┌─ Source material

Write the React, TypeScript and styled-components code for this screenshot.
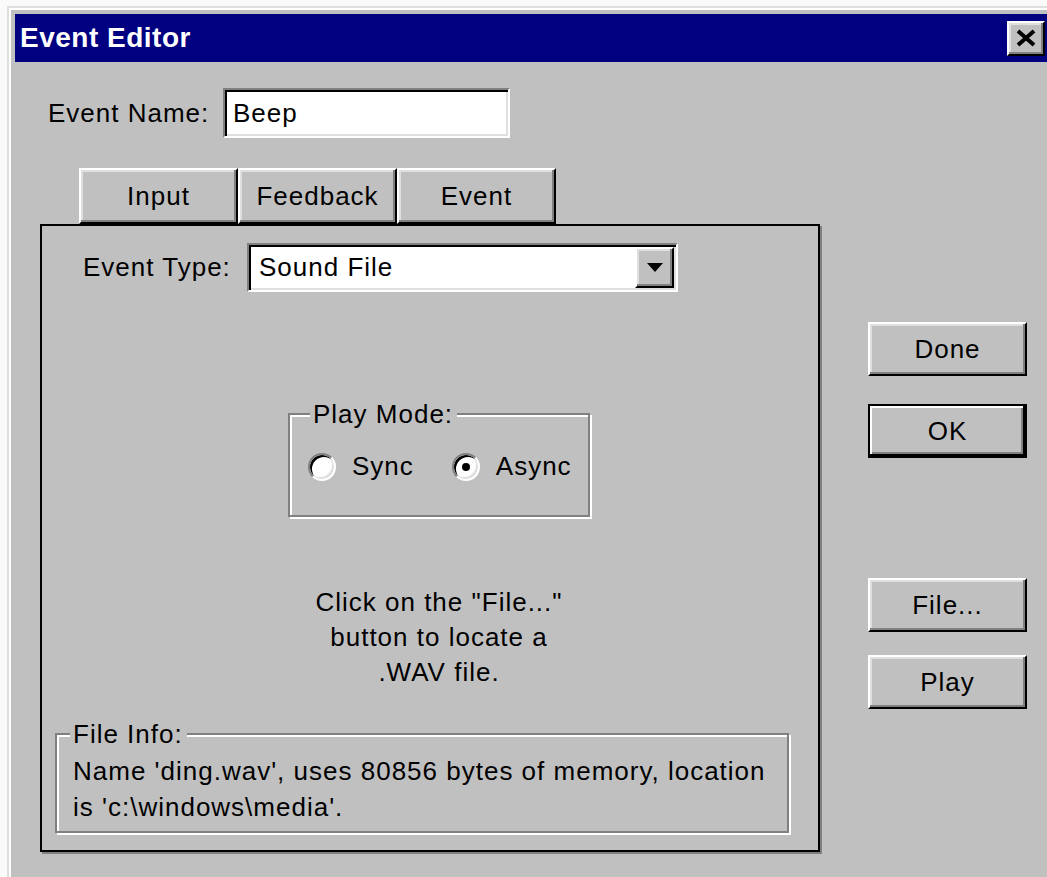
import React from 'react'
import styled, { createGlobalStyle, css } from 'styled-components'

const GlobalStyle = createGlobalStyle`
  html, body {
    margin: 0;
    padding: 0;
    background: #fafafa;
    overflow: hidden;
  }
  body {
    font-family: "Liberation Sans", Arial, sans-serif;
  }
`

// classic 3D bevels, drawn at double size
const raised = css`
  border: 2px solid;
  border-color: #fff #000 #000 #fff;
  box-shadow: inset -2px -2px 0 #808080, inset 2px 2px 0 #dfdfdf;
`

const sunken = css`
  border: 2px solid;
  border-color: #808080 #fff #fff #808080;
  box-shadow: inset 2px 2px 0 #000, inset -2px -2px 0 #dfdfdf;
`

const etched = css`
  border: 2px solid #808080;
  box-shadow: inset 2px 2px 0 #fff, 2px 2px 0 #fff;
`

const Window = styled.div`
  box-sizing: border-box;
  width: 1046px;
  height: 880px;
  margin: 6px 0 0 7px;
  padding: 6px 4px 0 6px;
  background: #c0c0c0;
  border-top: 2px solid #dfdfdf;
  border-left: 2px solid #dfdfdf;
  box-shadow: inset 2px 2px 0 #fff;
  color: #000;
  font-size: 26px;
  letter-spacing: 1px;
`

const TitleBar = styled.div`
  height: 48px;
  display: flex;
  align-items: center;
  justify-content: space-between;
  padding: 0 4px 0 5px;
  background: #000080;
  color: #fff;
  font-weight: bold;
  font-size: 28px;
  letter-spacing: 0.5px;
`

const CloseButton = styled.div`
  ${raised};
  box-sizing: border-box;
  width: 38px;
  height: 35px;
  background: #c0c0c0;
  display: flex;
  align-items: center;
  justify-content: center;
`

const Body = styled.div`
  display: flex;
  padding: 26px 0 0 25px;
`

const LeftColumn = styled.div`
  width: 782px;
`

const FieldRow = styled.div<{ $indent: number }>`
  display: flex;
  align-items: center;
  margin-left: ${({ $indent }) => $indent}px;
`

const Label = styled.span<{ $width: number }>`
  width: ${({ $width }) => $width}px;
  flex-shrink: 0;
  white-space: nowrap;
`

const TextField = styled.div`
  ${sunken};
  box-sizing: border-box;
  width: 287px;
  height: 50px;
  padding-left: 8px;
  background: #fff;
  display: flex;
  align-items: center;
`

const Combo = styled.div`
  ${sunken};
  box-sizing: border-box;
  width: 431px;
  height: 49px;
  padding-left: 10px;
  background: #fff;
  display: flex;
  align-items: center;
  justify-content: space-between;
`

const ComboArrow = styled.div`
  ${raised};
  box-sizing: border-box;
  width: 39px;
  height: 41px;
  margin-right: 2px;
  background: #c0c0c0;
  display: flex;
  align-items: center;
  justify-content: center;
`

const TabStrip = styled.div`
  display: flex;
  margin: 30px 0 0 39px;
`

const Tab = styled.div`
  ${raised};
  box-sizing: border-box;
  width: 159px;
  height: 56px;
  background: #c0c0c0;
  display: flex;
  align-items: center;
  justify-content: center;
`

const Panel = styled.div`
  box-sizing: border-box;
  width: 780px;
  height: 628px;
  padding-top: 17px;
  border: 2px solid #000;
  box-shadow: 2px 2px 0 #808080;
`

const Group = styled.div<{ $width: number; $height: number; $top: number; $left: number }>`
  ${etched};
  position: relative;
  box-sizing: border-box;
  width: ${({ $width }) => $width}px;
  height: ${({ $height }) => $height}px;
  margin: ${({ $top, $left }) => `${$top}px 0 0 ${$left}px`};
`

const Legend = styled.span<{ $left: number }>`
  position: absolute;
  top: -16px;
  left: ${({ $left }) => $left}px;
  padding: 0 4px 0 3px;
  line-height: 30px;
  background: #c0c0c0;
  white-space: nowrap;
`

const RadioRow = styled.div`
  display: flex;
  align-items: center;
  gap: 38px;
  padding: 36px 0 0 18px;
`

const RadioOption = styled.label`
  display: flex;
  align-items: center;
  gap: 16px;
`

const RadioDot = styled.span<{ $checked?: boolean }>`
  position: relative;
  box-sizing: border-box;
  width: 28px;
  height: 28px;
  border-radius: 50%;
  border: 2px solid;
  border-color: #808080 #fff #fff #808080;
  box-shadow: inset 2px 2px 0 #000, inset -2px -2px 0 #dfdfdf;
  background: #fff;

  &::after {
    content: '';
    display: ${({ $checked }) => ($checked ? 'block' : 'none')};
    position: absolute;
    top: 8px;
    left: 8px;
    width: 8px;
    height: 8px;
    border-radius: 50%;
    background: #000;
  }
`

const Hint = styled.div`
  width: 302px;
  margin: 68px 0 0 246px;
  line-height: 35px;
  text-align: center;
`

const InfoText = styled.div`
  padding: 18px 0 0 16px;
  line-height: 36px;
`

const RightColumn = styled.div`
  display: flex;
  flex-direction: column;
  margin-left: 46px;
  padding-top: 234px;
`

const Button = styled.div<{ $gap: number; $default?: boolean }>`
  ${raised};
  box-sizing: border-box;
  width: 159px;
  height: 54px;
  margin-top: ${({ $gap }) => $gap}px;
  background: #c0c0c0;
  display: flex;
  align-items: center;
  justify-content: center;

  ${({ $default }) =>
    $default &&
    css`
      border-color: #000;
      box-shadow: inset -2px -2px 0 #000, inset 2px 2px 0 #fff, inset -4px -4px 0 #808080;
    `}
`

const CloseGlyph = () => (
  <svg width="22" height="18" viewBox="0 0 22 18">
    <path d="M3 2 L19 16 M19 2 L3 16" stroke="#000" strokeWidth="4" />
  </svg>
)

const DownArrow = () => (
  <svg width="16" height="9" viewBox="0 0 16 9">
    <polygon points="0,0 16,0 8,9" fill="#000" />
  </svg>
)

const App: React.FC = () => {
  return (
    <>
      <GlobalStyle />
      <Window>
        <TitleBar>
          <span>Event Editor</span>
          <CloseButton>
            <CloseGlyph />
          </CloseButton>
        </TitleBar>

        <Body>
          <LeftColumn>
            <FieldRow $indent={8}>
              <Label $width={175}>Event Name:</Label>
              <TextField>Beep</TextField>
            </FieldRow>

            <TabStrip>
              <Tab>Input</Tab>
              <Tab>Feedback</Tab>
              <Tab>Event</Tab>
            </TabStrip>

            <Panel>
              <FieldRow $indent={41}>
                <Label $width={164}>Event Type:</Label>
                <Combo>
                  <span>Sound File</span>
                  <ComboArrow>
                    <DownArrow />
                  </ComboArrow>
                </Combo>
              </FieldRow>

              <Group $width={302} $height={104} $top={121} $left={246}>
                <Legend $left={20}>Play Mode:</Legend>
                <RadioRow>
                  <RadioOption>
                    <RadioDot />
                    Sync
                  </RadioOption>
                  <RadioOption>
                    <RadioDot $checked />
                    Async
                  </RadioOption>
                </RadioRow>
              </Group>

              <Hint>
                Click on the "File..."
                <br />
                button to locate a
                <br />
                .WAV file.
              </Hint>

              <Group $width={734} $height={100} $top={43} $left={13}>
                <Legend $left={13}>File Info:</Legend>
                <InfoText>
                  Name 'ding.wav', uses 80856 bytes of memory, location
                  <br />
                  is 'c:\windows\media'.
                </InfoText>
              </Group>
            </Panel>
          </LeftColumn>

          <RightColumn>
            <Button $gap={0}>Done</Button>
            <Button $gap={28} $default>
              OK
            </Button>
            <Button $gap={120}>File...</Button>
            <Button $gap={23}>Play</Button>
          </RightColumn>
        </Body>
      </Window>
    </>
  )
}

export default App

└─

* _Exercise directions_:
Please transcribe the material above exactly as written. Leave the pictures out.

* _Response for this exercise_:
Write the React, TypeScript and styled-components code for this screenshot.
import React from 'react'
import styled, { createGlobalStyle, css } from 'styled-components'

const GlobalStyle = createGlobalStyle`
  html, body {
    margin: 0;
    padding: 0;
    background: #fafafa;
    overflow: hidden;
  }
  body {
    font-family: "Liberation Sans", Arial, sans-serif;
  }
`

// classic 3D bevels, drawn at double size
const raised = css`
  border: 2px solid;
  border-color: #fff #000 #000 #fff;
  box-shadow: inset -2px -2px 0 #808080, inset 2px 2px 0 #dfdfdf;
`

const sunken = css`
  border: 2px solid;
  border-color: #808080 #fff #fff #808080;
  box-shadow: inset 2px 2px 0 #000, inset -2px -2px 0 #dfdfdf;
`

const etched = css`
  border: 2px solid #808080;
  box-shadow: inset 2px 2px 0 #fff, 2px 2px 0 #fff;
`

const Window = styled.div`
  box-sizing: border-box;
  width: 1046px;
  height: 880px;
  margin: 6px 0 0 7px;
  padding: 6px 4px 0 6px;
  background: #c0c0c0;
  border-top: 2px solid #dfdfdf;
  border-left: 2px solid #dfdfdf;
  box-shadow: inset 2px 2px 0 #fff;
  color: #000;
  font-size: 26px;
  letter-spacing: 1px;
`

const TitleBar = styled.div`
  height: 48px;
  display: flex;
  align-items: center;
  justify-content: space-between;
  padding: 0 4px 0 5px;
  background: #000080;
  color: #fff;
  font-weight: bold;
  font-size: 28px;
  letter-spacing: 0.5px;
`

const CloseButton = styled.div`
  ${raised};
  box-sizing: border-box;
  width: 38px;
  height: 35px;
  background: #c0c0c0;
  display: flex;
  align-items: center;
  justify-content: center;
`

const Body = styled.div`
  display: flex;
  padding: 26px 0 0 25px;
`

const LeftColumn = styled.div`
  width: 782px;
`

const FieldRow = styled.div<{ $indent: number }>`
  display: flex;
  align-items: center;
  margin-left: ${({ $indent }) => $indent}px;
`

const Label = styled.span<{ $width: number }>`
  width: ${({ $width }) => $width}px;
  flex-shrink: 0;
  white-space: nowrap;
`

const TextField = styled.div`
  ${sunken};
  box-sizing: border-box;
  width: 287px;
  height: 50px;
  padding-left: 8px;
  background: #fff;
  display: flex;
  align-items: center;
`

const Combo = styled.div`
  ${sunken};
  box-sizing: border-box;
  width: 431px;
  height: 49px;
  padding-left: 10px;
  background: #fff;
  display: flex;
  align-items: center;
  justify-content: space-between;
`

const ComboArrow = styled.div`
  ${raised};
  box-sizing: border-box;
  width: 39px;
  height: 41px;
  margin-right: 2px;
  background: #c0c0c0;
  display: flex;
  align-items: center;
  justify-content: center;
`

const TabStrip = styled.div`
  display: flex;
  margin: 30px 0 0 39px;
`

const Tab = styled.div`
  ${raised};
  box-sizing: border-box;
  width: 159px;
  height: 56px;
  background: #c0c0c0;
  display: flex;
  align-items: center;
  justify-content: center;
`

const Panel = styled.div`
  box-sizing: border-box;
  width: 780px;
  height: 628px;
  padding-top: 17px;
  border: 2px solid #000;
  box-shadow: 2px 2px 0 #808080;
`

const Group = styled.div<{ $width: number; $height: number; $top: number; $left: number }>`
  ${etched};
  position: relative;
  box-sizing: border-box;
  width: ${({ $width }) => $width}px;
  height: ${({ $height }) => $height}px;
  margin: ${({ $top, $left }) => `${$top}px 0 0 ${$left}px`};
`

const Legend = styled.span<{ $left: number }>`
  position: absolute;
  top: -16px;
  left: ${({ $left }) => $left}px;
  padding: 0 4px 0 3px;
  line-height: 30px;
  background: #c0c0c0;
  white-space: nowrap;
`

const RadioRow = styled.div`
  display: flex;
  align-items: center;
  gap: 38px;
  padding: 36px 0 0 18px;
`

const RadioOption = styled.label`
  display: flex;
  align-items: center;
  gap: 16px;
`

const RadioDot = styled.span<{ $checked?: boolean }>`
  position: relative;
  box-sizing: border-box;
  width: 28px;
  height: 28px;
  border-radius: 50%;
  border: 2px solid;
  border-color: #808080 #fff #fff #808080;
  box-shadow: inset 2px 2px 0 #000, inset -2px -2px 0 #dfdfdf;
  background: #fff;

  &::after {
    content: '';
    display: ${({ $checked }) => ($checked ? 'block' : 'none')};
    position: absolute;
    top: 8px;
    left: 8px;
    width: 8px;
    height: 8px;
    border-radius: 50%;
    background: #000;
  }
`

const Hint = styled.div`
  width: 302px;
  margin: 68px 0 0 246px;
  line-height: 35px;
  text-align: center;
`

const InfoText = styled.div`
  padding: 18px 0 0 16px;
  line-height: 36px;
`

const RightColumn = styled.div`
  display: flex;
  flex-direction: column;
  margin-left: 46px;
  padding-top: 234px;
`

const Button = styled.div<{ $gap: number; $default?: boolean }>`
  ${raised};
  box-sizing: border-box;
  width: 159px;
  height: 54px;
  margin-top: ${({ $gap }) => $gap}px;
  background: #c0c0c0;
  display: flex;
  align-items: center;
  justify-content: center;

  ${({ $default }) =>
    $default &&
    css`
      border-color: #000;
      box-shadow: inset -2px -2px 0 #000, inset 2px 2px 0 #fff, inset -4px -4px 0 #808080;
    `}
`

const CloseGlyph = () => (
  <svg width="22" height="18" viewBox="0 0 22 18">
    <path d="M3 2 L19 16 M19 2 L3 16" stroke="#000" strokeWidth="4" />
  </svg>
)

const DownArrow = () => (
  <svg width="16" height="9" viewBox="0 0 16 9">
    <polygon points="0,0 16,0 8,9" fill="#000" />
  </svg>
)

const App: React.FC = () => {
  return (
    <>
      <GlobalStyle />
      <Window>
        <TitleBar>
          <span>Event Editor</span>
          <CloseButton>
            <CloseGlyph />
          </CloseButton>
        </TitleBar>

        <Body>
          <LeftColumn>
            <FieldRow $indent={8}>
              <Label $width={175}>Event Name:</Label>
              <TextField>Beep</TextField>
            </FieldRow>

            <TabStrip>
              <Tab>Input</Tab>
              <Tab>Feedback</Tab>
              <Tab>Event</Tab>
            </TabStrip>

            <Panel>
              <FieldRow $indent={41}>
                <Label $width={164}>Event Type:</Label>
                <Combo>
                  <span>Sound File</span>
                  <ComboArrow>
                    <DownArrow />
                  </ComboArrow>
                </Combo>
              </FieldRow>

              <Group $width={302} $height={104} $top={121} $left={246}>
                <Legend $left={20}>Play Mode:</Legend>
                <RadioRow>
                  <RadioOption>
                    <RadioDot />
                    Sync
                  </RadioOption>
                  <RadioOption>
                    <RadioDot $checked />
                    Async
                  </RadioOption>
                </RadioRow>
              </Group>

              <Hint>
                Click on the "File..."
                <br />
                button to locate a
                <br />
                .WAV file.
              </Hint>

              <Group $width={734} $height={100} $top={43} $left={13}>
                <Legend $left={13}>File Info:</Legend>
                <InfoText>
                  Name 'ding.wav', uses 80856 bytes of memory, location
                  <br />
                  is 'c:\windows\media'.
                </InfoText>
              </Group>
            </Panel>
          </LeftColumn>

          <RightColumn>
            <Button $gap={0}>Done</Button>
            <Button $gap={28} $default>
              OK
            </Button>
            <Button $gap={120}>File...</Button>
            <Button $gap={23}>Play</Button>
          </RightColumn>
        </Body>
      </Window>
    </>
  )
}

export default App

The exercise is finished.